LUNDGREN: We are, Matt, because we actually — I was very pleased with our November/December business. We had a nice lift. We announced that we were up 2.7 on same-store sales for that period . And I felt pretty good about that because the surge came at the end right before Christmas, which was a time when I think that the consumer had filled up her gas tank a couple of times. And instead of paying $60, they’re paying $35. So I really think that that mattered and that was beginning to set in with the consumer.

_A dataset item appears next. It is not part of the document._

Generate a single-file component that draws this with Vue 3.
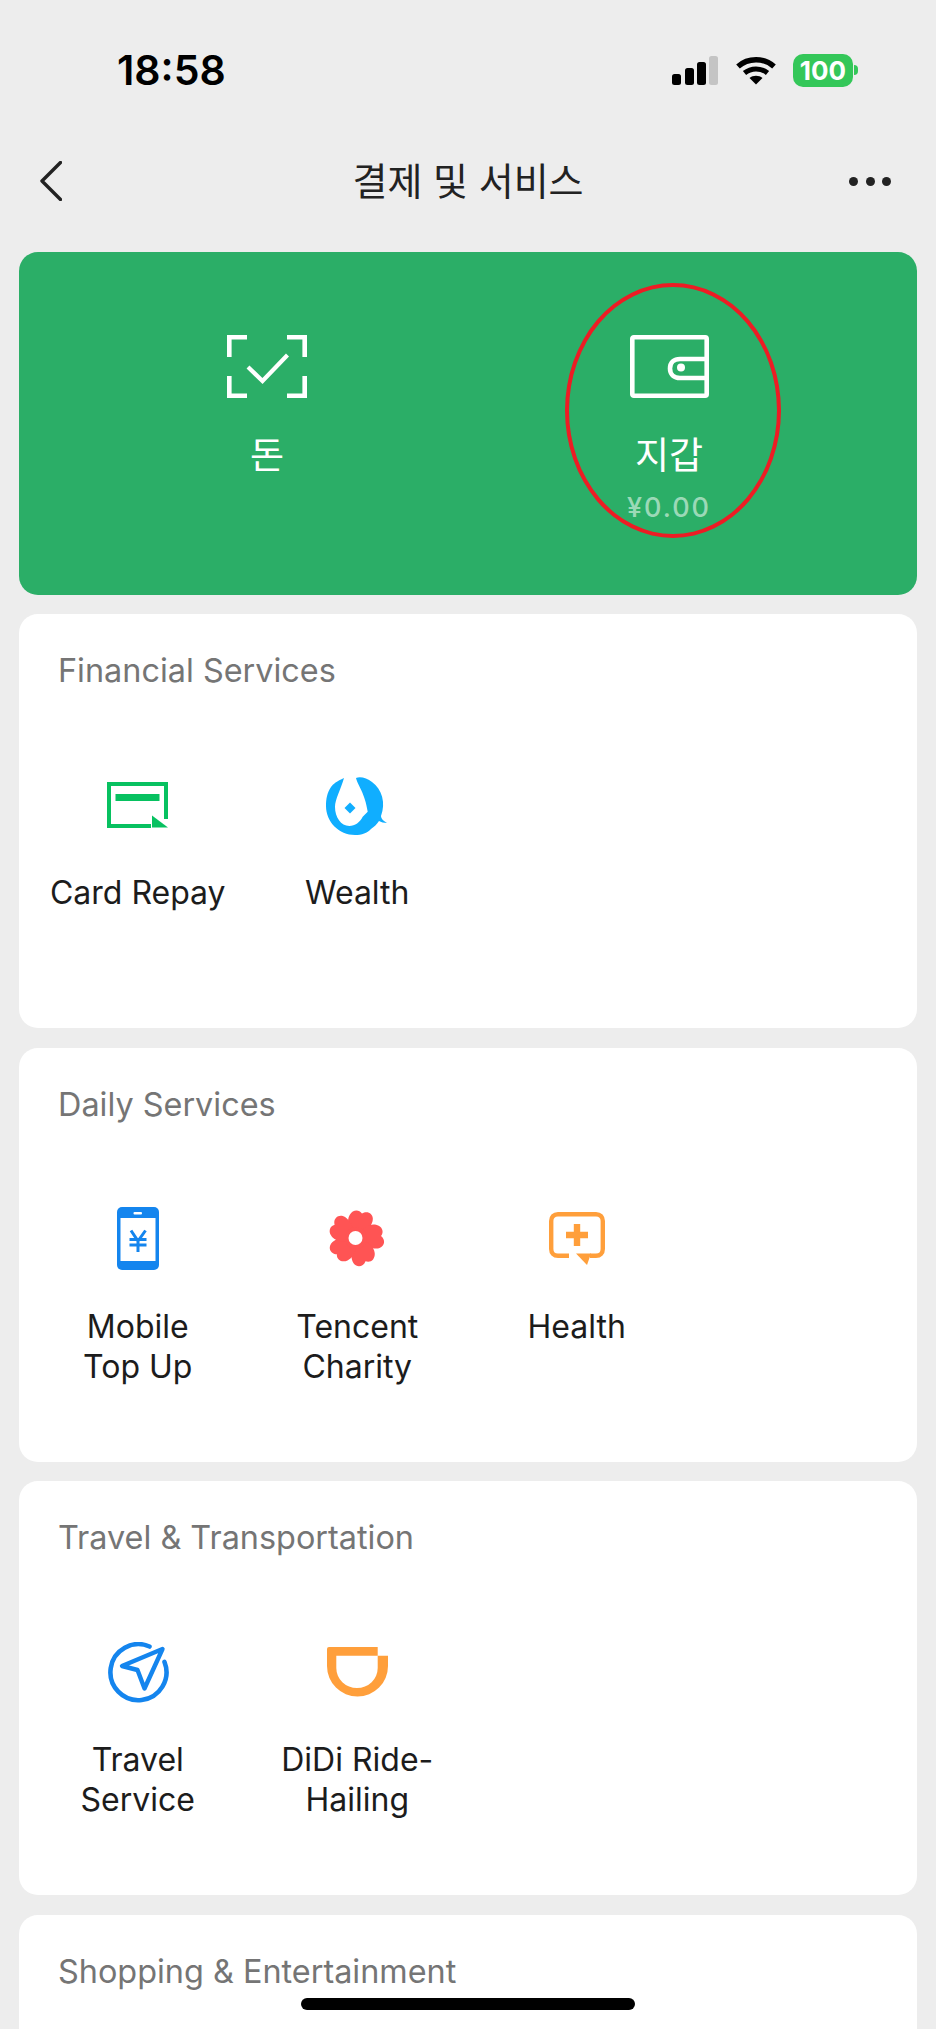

And then January came and it wasn’t quite as great, but, honestly, it was regional. And where we got big snowstorms and had stores closed and the like, that’s where we got hit the hardest. The rest of the country is pretty normal in terms of its growth. I don’t think we’ve seen it yet in terms of the potential of that money being put back in the consumer’s pocket but it has to be there. I mean it’s obviously showing up in car sales; you’re seeing that. It’s showing up in some technology spend. But I think it’s bound to come for the consumer to start beginning to spend money in apparel and accessories and cosmetics, such as Blue Mercury as well as Macy’s and Bloomingdale’s, in the first half of this year.
That’s what I’m counting on. The size of the opportunity is gigantic in terms of what’s being put back in the pockets of consumers, in the range of $50 – $70 billion. I mean, that’s massive. I don’t know of a bigger pay raise that the middle-class consumer ever received in a decade.
STEEL: You just got to get them to spend it rather than save it.
All right, thanks so much, Macy’s CEO Terry Lundgren. Thanks for joining us.